Thursday, September 24, 2009

Main St rents feeling the blues

But slowdown shows signs of abating in Asia-Pacific

MORE than half the world's most expensive shopping streets have seen prime retail rents slump in 2009 - marking the biggest fall in retail rents in 24 years - a recent report from real estate adviser Cushman & Wakefield showed. Some 54 per cent of the 274 main streets across 60 countries monitored by Cushman & Wakefield saw prime rents fall in 2009.

New York's Fifth Avenue remained the world's most expensive street, though prime rents dropped 8.1 per cent to US$1,700 per square foot per year, Cushman & Wakefield said. Fifth Avenue has been the world's most expensive street for the last eight years. It was followed by Hong Kong's Causeway Bay, which showed a 15.1 per cent fall in rents to US$1,525 per square foot per year, while rents in Paris' Avenue des Champs Elysees were static at US$1,009.

Cushman & Wakefield's global head of retail, John Strachan, said the past year was one of the most difficult for the sector, with consumer spending and retail sales down in many markets.

'The good news, however, is that the worst is almost certainly now behind us,' Mr Strachan said in a statement, adding the annual survey's findings represented the biggest global fall in retail rents in its 24-year history. 'There will undoubtedly be some markets which will continue to be affected over the next year but we expect to see a greater number move back into positive territory,' he said.

By region, the average rent across Europe was US$235 per square foot per year, followed by Asia-Pacific at US$234 and the Americas at US$193. On average, rents fell 15.1 per cent in Asia-Pacific and 5.8 per cent across Europe, but rose 0.3 per cent in the Americas.

The biggest increase in rents was in Sao Paulo, Brazil, with rents at Alameda Lorena and Iguatemi Shopping rising 111 per cent and 79.3 per cent respectively. In Asia-Pacific, Ho Chi Minh City's CBD in Vietnam had the biggest increase at 50 per cent while in Europe, Rue St Catherine in Bordeaux, France had the biggest increase at 17.6 per cent.

At the other end of the spectrum, the biggest fall in rents was in Mumbai with Colaba Causeway falling 63.5 per cent. In the Americas, Rio de Janeiro's Sao Conrado Fashion Mall fell 53.4 per cent while in Europe, Bucharest's Calea Victoriei fell 48.1 per cent. The average rent across the 274 main street locations was US$213 per square foot.

Asia-Pacific subdued

Rental values across the Asia-Pacific region declined by 17.3 per cent. In light of the weak retail trading environment, it is not surprising that activity in the sector has been subdued in the past year, said Cushman & Wakefield in its report.

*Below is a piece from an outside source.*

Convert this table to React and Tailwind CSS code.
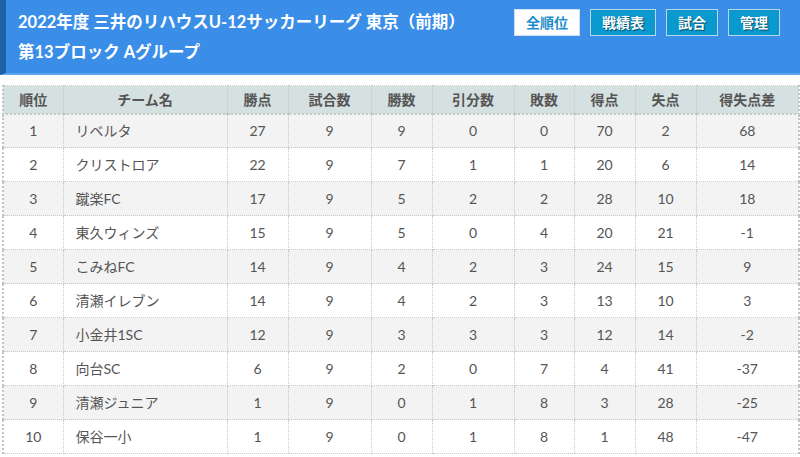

Weak economic fundamentals have severely affected the retail sector in a number of traditionally stable markets in the region, with headline rents declining and many retailers scaling back or postponing their expansion plans. Indeed, sentiment in the occupational market became increasingly cautious in 2009, which has led to negative rental growth - notably in India (-41.5 per cent), Malaysia (-17.6 per cent), Taiwan (-13.3 per cent), South Korea (-8.7 per cent), Japan (-8.3 per cent), Indonesia (-6 per cent), China (-5.1 per cent) and the Philippines (-4.2 per cent).

In Singapore, the emphasis for retailers has shifted from store openings to streamlining operations, which prompted a 14.4 per cent fall in rents over the year to June. Moreover, rents in the Orchard Road area are set to remain under pressure due to the large volume of new supply scheduled to come onto the market in the next 12-18 months, Cushman & Wakefield's report said.

In Hong Kong, June rents were down 17.7 per cent from a year earlier. The upper-middle market, Central, is feeling the effects of the slowdown in the luxury sector, while the middle-market Causeway Bay has remained reasonably healthy, on the back of the recent or imminent arrival of a number of international retailers. After this correction, in the short term at least, retail rents in Hong Kong are expected to remain stable until there is a marked improvement in consumer confidence.

Across the region, Vietnam was the only country to buck the general negative trend, with rents up 21.4 per cent nationally on the back of limited supply, particularly in Ho Chi Minh City. Current retail supply in Hanoi also remains limited, leading to low vacancy rates and helping to drive up rents in the prime areas.

Looking ahead, for the Asia-Pacific region as a whole, the slowdown showed signs of abating in the second quarter of 2009, with evidence of improved market sentiment beginning to emerge as financial stimulus packages began to show results, the report added.

'As a result, the outlook has become less negative and a period of stabilisation in values and activity appears to be underway,' it said.